KABUL: Afghanistan will start pumping oil within months, an official said Wednesday, as part of the troubled nation's efforts to tap its underground treasures estimated at billions.
China's National Petroleum Corporation (CNPC) and its Afghan partner the Watan Group will start extracting oil in five months, initially producing 5,000 barrels a day, mining ministry spokesman Jawad Omar told AFP.
This would be the first extraction of oil in Afghanistan, a mineral-rich country which is still one of the poorest in the world after three decades of war.
"The maximum production at the beginning will be 5,000 barrels a day but this will increase to 45,000 barrels a day," Omar said, without giving a timetable for the increase.
The extraction will start in the "Afghan-Tajik Zone", one of the major oil deposits along the Amu Darya river border in relatively peaceful northern Afghanistan, the spokesman said.
Under a deal signed last December, the oil will be processed in refineries already being built within Afghanistan, while Afghanistan will take 70 percent of the net profits on top of a 15 percent corporation tax.
The Afghan-Tajik deposit is estimated to contain about 87 million barrels of oil, relatively small globally but significant for poverty-stricken Afghanistan.

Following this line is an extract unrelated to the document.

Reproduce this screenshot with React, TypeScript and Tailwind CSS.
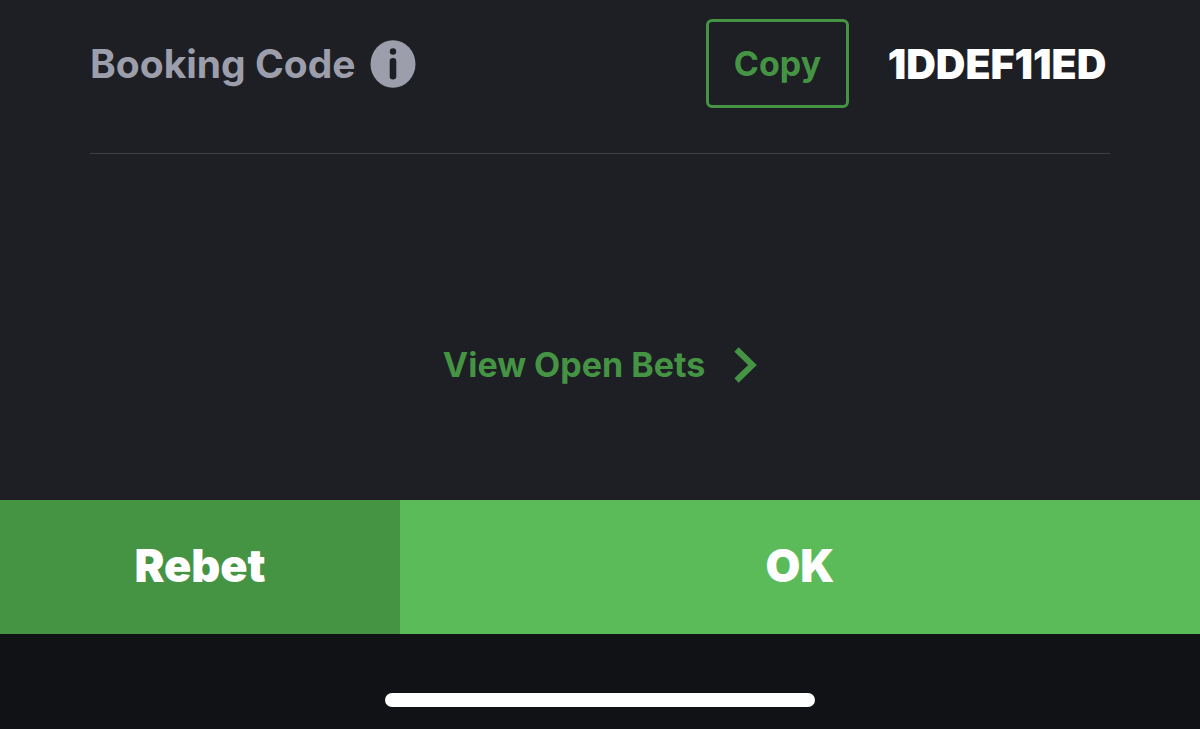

Afghanistan currently imports all its oil and most of its gas, mostly from Central Asian countries and Iran, which on Monday signed a deal to supply its neighbour with a million tonnes of fuel oil, petrol and aviation fuel a year.
Citing aerial studies, the United States Geological Survey (USGS) says that the war-scarred country sits on more than $1 trillion worth of minerals.
China, flush with foreign exchange reserves and undeterred by the hazards of frontier capitalism, bought the first tendered oil and copper concessions, leading the list of Afghanistan's neighbours bidding for mining rights.
The huge Aynak mine south of Kabul, to which China won extraction rights in 2007, could yield over 11 million tonnes of copper, according to Soviet-era data and a newer study by the USGS.